Directive => Transcribe the records below exactly as they appear, omitting any pictures.
───── Input rows ─────
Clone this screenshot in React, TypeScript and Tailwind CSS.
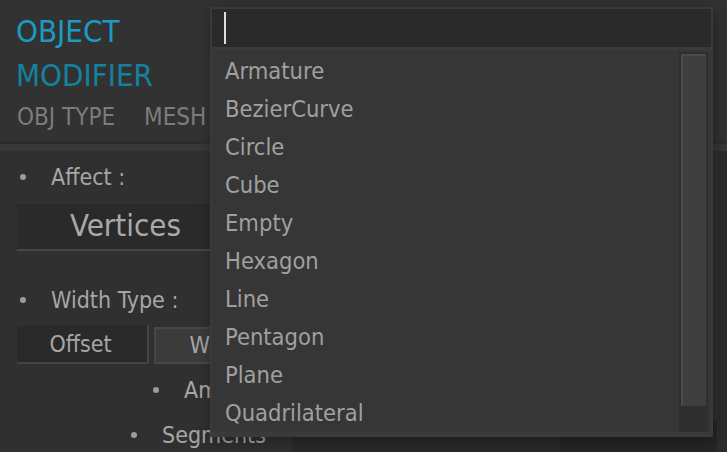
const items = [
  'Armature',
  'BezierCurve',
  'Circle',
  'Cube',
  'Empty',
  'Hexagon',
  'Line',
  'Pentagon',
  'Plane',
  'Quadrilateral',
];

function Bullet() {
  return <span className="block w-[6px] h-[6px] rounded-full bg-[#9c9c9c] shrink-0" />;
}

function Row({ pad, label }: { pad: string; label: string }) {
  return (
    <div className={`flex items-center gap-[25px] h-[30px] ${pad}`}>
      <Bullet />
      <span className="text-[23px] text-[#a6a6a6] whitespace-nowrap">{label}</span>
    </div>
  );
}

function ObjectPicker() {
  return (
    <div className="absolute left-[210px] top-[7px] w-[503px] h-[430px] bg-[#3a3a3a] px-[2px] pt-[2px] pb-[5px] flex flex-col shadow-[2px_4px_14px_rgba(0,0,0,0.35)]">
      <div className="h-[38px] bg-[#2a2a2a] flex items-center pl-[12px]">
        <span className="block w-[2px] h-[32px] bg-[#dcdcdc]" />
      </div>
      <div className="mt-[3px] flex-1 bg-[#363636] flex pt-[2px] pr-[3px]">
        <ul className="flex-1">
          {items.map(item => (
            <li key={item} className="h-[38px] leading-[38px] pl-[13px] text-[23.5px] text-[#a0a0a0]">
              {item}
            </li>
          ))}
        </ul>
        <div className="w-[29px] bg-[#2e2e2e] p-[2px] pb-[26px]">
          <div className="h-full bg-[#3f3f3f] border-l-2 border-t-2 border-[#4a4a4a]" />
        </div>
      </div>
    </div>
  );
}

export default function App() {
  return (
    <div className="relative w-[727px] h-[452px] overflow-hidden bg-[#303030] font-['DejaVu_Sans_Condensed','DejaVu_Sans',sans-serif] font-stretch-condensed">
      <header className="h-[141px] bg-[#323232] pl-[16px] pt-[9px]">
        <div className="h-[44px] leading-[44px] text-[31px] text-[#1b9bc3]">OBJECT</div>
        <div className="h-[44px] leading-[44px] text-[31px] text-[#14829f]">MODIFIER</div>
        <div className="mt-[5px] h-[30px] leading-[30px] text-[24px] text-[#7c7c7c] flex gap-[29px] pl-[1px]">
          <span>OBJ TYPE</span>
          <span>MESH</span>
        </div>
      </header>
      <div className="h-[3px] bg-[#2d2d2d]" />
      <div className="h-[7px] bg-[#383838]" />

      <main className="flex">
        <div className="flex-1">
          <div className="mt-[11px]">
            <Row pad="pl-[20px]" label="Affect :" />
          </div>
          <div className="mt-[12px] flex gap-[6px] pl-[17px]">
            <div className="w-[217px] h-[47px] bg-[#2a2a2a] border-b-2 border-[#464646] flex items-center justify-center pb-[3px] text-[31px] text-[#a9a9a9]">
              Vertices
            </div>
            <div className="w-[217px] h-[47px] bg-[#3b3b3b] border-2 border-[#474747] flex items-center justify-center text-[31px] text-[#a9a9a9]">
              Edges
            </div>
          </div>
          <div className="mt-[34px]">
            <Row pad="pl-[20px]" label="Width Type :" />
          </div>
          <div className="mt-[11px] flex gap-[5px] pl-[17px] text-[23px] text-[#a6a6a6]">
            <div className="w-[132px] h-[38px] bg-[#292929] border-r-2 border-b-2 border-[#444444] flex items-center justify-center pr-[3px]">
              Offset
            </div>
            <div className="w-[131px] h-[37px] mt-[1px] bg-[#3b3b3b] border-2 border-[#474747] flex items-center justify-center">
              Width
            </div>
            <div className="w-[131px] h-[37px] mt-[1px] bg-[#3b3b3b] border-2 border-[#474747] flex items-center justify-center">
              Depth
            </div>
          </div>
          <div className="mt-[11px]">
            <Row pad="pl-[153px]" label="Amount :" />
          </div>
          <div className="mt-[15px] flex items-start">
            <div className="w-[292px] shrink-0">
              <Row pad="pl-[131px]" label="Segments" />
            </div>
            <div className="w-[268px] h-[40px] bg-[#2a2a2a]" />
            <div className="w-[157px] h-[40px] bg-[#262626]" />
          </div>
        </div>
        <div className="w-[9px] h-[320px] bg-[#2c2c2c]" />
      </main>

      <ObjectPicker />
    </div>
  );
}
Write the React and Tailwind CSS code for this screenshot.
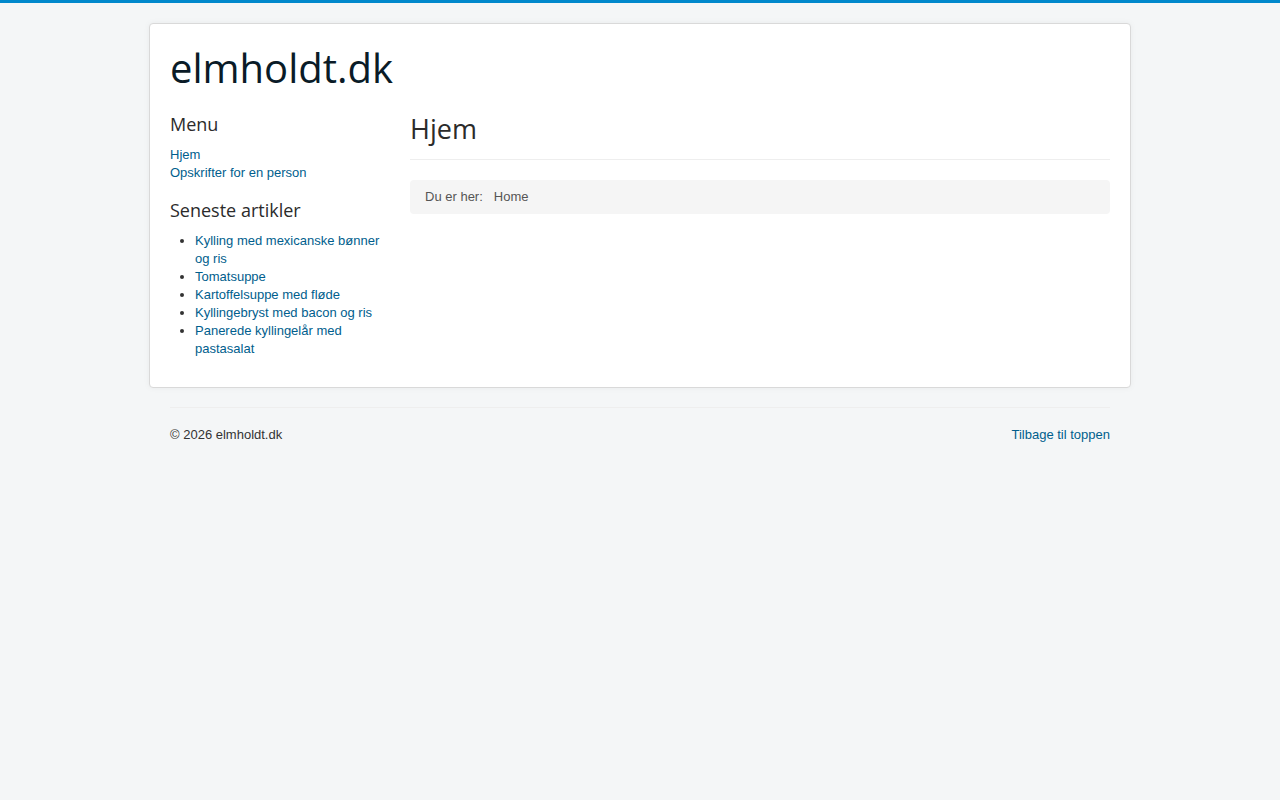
─────
In response =>
Clone this screenshot in React, TypeScript and Tailwind CSS.
const items = [
  'Armature',
  'BezierCurve',
  'Circle',
  'Cube',
  'Empty',
  'Hexagon',
  'Line',
  'Pentagon',
  'Plane',
  'Quadrilateral',
];

function Bullet() {
  return <span className="block w-[6px] h-[6px] rounded-full bg-[#9c9c9c] shrink-0" />;
}

function Row({ pad, label }: { pad: string; label: string }) {
  return (
    <div className={`flex items-center gap-[25px] h-[30px] ${pad}`}>
      <Bullet />
      <span className="text-[23px] text-[#a6a6a6] whitespace-nowrap">{label}</span>
    </div>
  );
}

function ObjectPicker() {
  return (
    <div className="absolute left-[210px] top-[7px] w-[503px] h-[430px] bg-[#3a3a3a] px-[2px] pt-[2px] pb-[5px] flex flex-col shadow-[2px_4px_14px_rgba(0,0,0,0.35)]">
      <div className="h-[38px] bg-[#2a2a2a] flex items-center pl-[12px]">
        <span className="block w-[2px] h-[32px] bg-[#dcdcdc]" />
      </div>
      <div className="mt-[3px] flex-1 bg-[#363636] flex pt-[2px] pr-[3px]">
        <ul className="flex-1">
          {items.map(item => (
            <li key={item} className="h-[38px] leading-[38px] pl-[13px] text-[23.5px] text-[#a0a0a0]">
              {item}
            </li>
          ))}
        </ul>
        <div className="w-[29px] bg-[#2e2e2e] p-[2px] pb-[26px]">
          <div className="h-full bg-[#3f3f3f] border-l-2 border-t-2 border-[#4a4a4a]" />
        </div>
      </div>
    </div>
  );
}

export default function App() {
  return (
    <div className="relative w-[727px] h-[452px] overflow-hidden bg-[#303030] font-['DejaVu_Sans_Condensed','DejaVu_Sans',sans-serif] font-stretch-condensed">
      <header className="h-[141px] bg-[#323232] pl-[16px] pt-[9px]">
        <div className="h-[44px] leading-[44px] text-[31px] text-[#1b9bc3]">OBJECT</div>
        <div className="h-[44px] leading-[44px] text-[31px] text-[#14829f]">MODIFIER</div>
        <div className="mt-[5px] h-[30px] leading-[30px] text-[24px] text-[#7c7c7c] flex gap-[29px] pl-[1px]">
          <span>OBJ TYPE</span>
          <span>MESH</span>
        </div>
      </header>
      <div className="h-[3px] bg-[#2d2d2d]" />
      <div className="h-[7px] bg-[#383838]" />

      <main className="flex">
        <div className="flex-1">
          <div className="mt-[11px]">
            <Row pad="pl-[20px]" label="Affect :" />
          </div>
          <div className="mt-[12px] flex gap-[6px] pl-[17px]">
            <div className="w-[217px] h-[47px] bg-[#2a2a2a] border-b-2 border-[#464646] flex items-center justify-center pb-[3px] text-[31px] text-[#a9a9a9]">
              Vertices
            </div>
            <div className="w-[217px] h-[47px] bg-[#3b3b3b] border-2 border-[#474747] flex items-center justify-center text-[31px] text-[#a9a9a9]">
              Edges
            </div>
          </div>
          <div className="mt-[34px]">
            <Row pad="pl-[20px]" label="Width Type :" />
          </div>
          <div className="mt-[11px] flex gap-[5px] pl-[17px] text-[23px] text-[#a6a6a6]">
            <div className="w-[132px] h-[38px] bg-[#292929] border-r-2 border-b-2 border-[#444444] flex items-center justify-center pr-[3px]">
              Offset
            </div>
            <div className="w-[131px] h-[37px] mt-[1px] bg-[#3b3b3b] border-2 border-[#474747] flex items-center justify-center">
              Width
            </div>
            <div className="w-[131px] h-[37px] mt-[1px] bg-[#3b3b3b] border-2 border-[#474747] flex items-center justify-center">
              Depth
            </div>
          </div>
          <div className="mt-[11px]">
            <Row pad="pl-[153px]" label="Amount :" />
          </div>
          <div className="mt-[15px] flex items-start">
            <div className="w-[292px] shrink-0">
              <Row pad="pl-[131px]" label="Segments" />
            </div>
            <div className="w-[268px] h-[40px] bg-[#2a2a2a]" />
            <div className="w-[157px] h-[40px] bg-[#262626]" />
          </div>
        </div>
        <div className="w-[9px] h-[320px] bg-[#2c2c2c]" />
      </main>

      <ObjectPicker />
    </div>
  );
}
Write the React and Tailwind CSS code for this screenshot.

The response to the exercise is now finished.